Crítica completa (Aqui!)
Cocote de Nelson Carlo de Los Santos. República Dominicana/Argentina/Alemanha/Catar, 2017. Colorido e P&B, 106 Min. (ficção).
A crença espiritual, seja em quê for é um direito humano e deve ser respeitado, mesmo que se diferencie em aspectos ideológicos/religiosos. O que Nelson Carlo do Los Santos faz é juntar linhas diferentes de pensamentos e práticas religiosas e promover uma viagem entre semelhanças e diferenças; entre a intolerância e o respeito, com uma história que, na verdade, traça um painel antropológico. O mote para tamanha reflexão é simples, um jardineiro protestante que trabalha para uma família abastada tem que ir para sua aldeia fazer uma visita à sua família por conta do falecimento de seu pai. O patrões concedem a dispensa e lá se vai Alberto (Vicente dos Santos) com sua bíblia debaixo do braço participar dos rituais ou não, dos mortos que sua família tradicionalmente realiza, quando da ocasião, por serem devotos de religião de matriz africana. O que vemos então é um embate ideológico, que invade a vida daqueles personagens por optarem por crenças diferentes, em que são abordados em seus rituais as semelhanças e diferenças entre elas, E ainda, o que sobrepuja a todas elas, o humano. O longa é para ser degustado com respeito, despido de qualquer tipo de pre-conceituação ou de qualquer juízo de valor. É para os que querem aprender sobre a vida e sobre o ser humano e apar quem tem um veio antropológico correndo no sangue.

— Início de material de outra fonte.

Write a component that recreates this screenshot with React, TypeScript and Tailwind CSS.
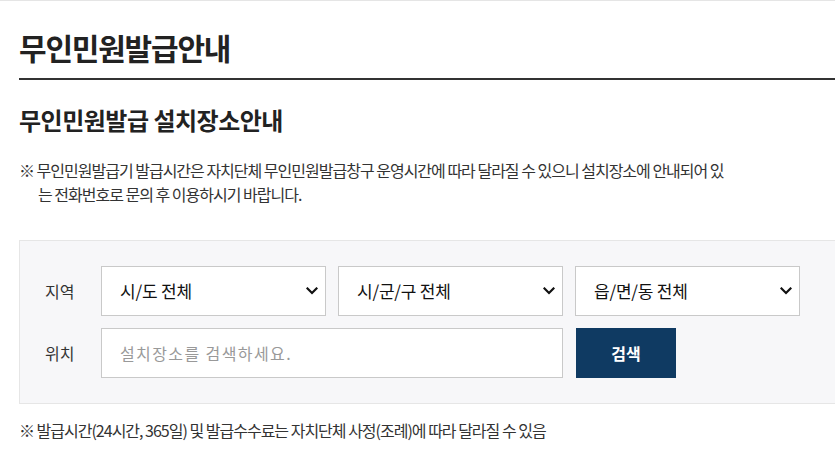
import React from "react";

const Chevron = () => (
  <svg width="12" height="8" viewBox="0 0 12 8" className="pointer-events-none absolute right-[7px] top-1/2 -translate-y-1/2">
    <path d="M1.5 1.5 L6 6 L10.5 1.5" fill="none" stroke="#111" strokeWidth="2.2" strokeLinecap="square" />
  </svg>
);

const Sel = ({ label }: { label: string }) => (
  <div className="relative w-[225px] h-[50px] bg-white border border-[#c9c9c9] flex items-center pl-[18px]">
    <span className="text-[17px] text-[#111] tracking-[-0.2px]">{label}</span>
    <Chevron />
  </div>
);

export default function App() {
  return (
    <div className="w-full min-h-[472px] overflow-hidden bg-white border-t border-[#e5e5e5] text-[#333]" style={{ fontFamily: '"Noto Sans CJK KR", "Noto Sans", sans-serif' }}>
      <div className="ml-[19px] w-[900px]">
        <h1 className="mt-[26px] h-[40px] leading-[40px] text-[30px] font-bold tracking-[-1.2px] text-[#222]">무인민원발급안내</h1>
        <div className="mt-[11px] h-[2px] bg-[#333]" />
        <h2 className="mt-[25px] h-[30px] leading-[30px] text-[24px] font-bold tracking-[-0.5px] text-[#222]">무인민원발급 설치장소안내</h2>
        <p className="mt-[23px] text-[16px] leading-[24px] tracking-[-1px] text-[#333] pl-[19px] -indent-[19px]">
          ※ 무인민원발급기 발급시간은 자치단체 무인민원발급창구 운영시간에 따라 달라질 수 있으니 설치장소에 안내되어 있<br />는 전화번호로 문의 후 이용하시기 바랍니다.
        </p>
        <div className="mt-[34px] bg-[#f7f7f9] border border-[#e6e6e6] pt-[25px] pb-[25px] pl-[25px] flex flex-col gap-[12px]">
          <div className="flex items-center">
            <span className="w-[56px] text-[16px] text-[#333]">지역</span>
            <div className="flex gap-[12px]">
              <Sel label="시/도 전체" />
              <Sel label="시/군/구 전체" />
              <Sel label="읍/면/동 전체" />
            </div>
          </div>
          <div className="flex items-center">
            <span className="w-[56px] text-[16px] text-[#333]">위치</span>
            <div className="w-[462px] h-[50px] bg-white border border-[#c9c9c9] flex items-center pl-[18px]">
              <span className="text-[16px] text-[#999] tracking-[1.4px]">설치장소를 검색하세요.</span>
            </div>
            <button className="ml-[13px] w-[100px] h-[50px] bg-[#0f3a62] text-white text-[16px] font-bold">검색</button>
          </div>
        </div>
        <p className="mt-[14px] text-[16px] leading-[24px] tracking-[-1px] text-[#333]">
          ※ 발급시간(24시간, 365일) 및 발급수수료는 자치단체 사정(조례)에 따라 달라질 수 있음
        </p>
      </div>
    </div>
  );
}
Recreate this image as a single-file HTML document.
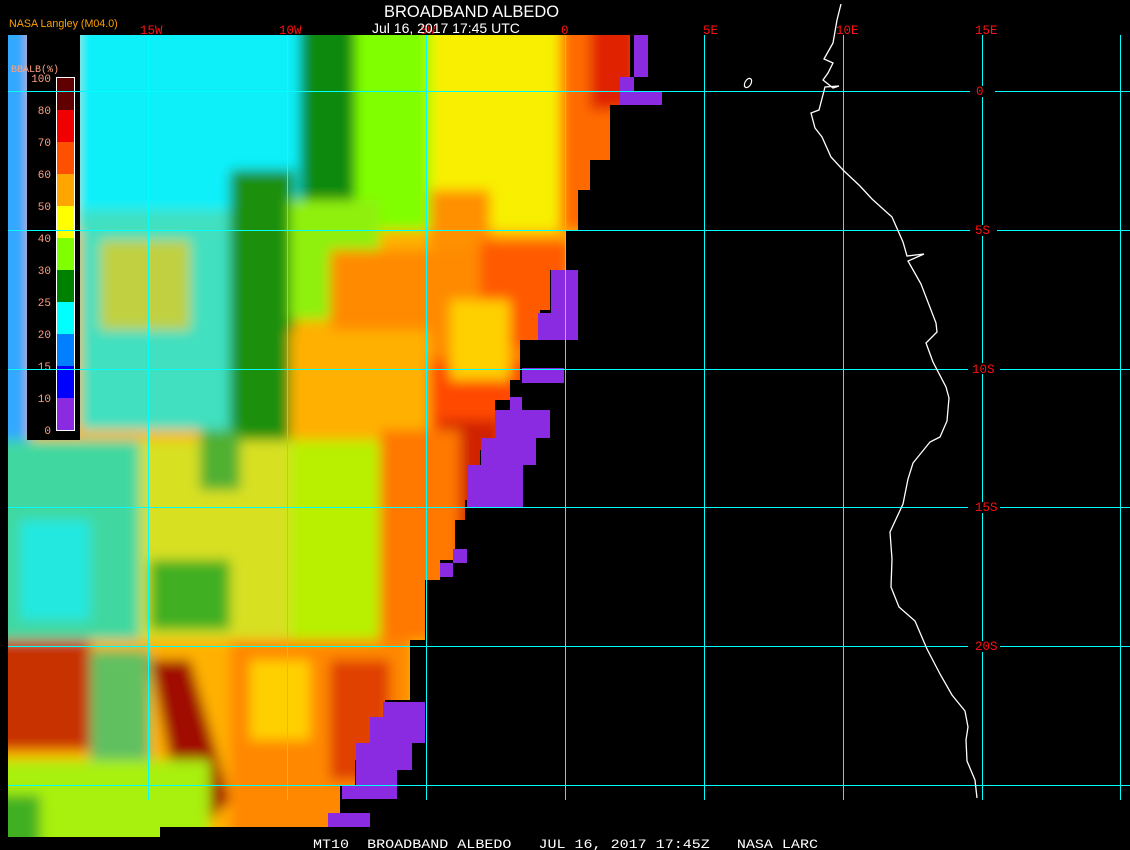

Félicité de Alain Gomis. FRança/Senegal/Líbano/Bélgica/ Alemanha, 2017, Colorido, 123 Min. (ficção)
Esqueça as gramáticas cinematográficas americana, francesa, europeia, nórdica etc.. “Félicité” é dirigido pelo afro-francês Alain Gomis também conhecido como Formose Gomis que não nega as raízes e empreende a gramática cinematográfica africana, como se vê em “Timbuktu” com uma linha de cotidiano, lenta e altamente significativa. Mas sem o glamour e os recursos do longa de Abderrahmane Sissako para desenvolver uma obra cinematográfica. Mas, mesmo assim, “Félicité” abocanhou o Urso de Prata do Festival de Berlim – prêmio do juri. O enredo é simples, uma cantora congolesa Félicité ((Veró Tshanda Beya Mputu), cujo filho sofreu um acidente e precisa de recursos para tratá-lo. Logo, inicia sua saga de trabalho para captar esses recurso e é ajudada por um cliente do bar, Samo (Gaetan Claudia) onde canta todas as noites. Sem núcleos financeiramente privilegiados a história se ancora no cotidiano de pessoas pobres tentando se ajudar e, algumas vezes, se enganar umas as outras. O enredo tem uma trama cheia de poesia no meio da miséria física e espiritual muito bem desenhados e seu grande mote é tirar de tudo isso conexões de afeto que se desenham silenciosamente; a abordagem vai do grotesco profano á pureza de sentimentos. O filme é longo, lento e bem típico do estilo dos filmes nigerianos e impõe suas musicas e seu idioma – o lingala, das línguas bantus comuns da república do Congo – e o espaço – a cidade de Kinshasa. O filme de Alain Gomis mostra que perpassa por nós todos os nós das redes de significações do mundo e que somos todos iguais. Para quem gosta de cotidiano é uma boas pedida.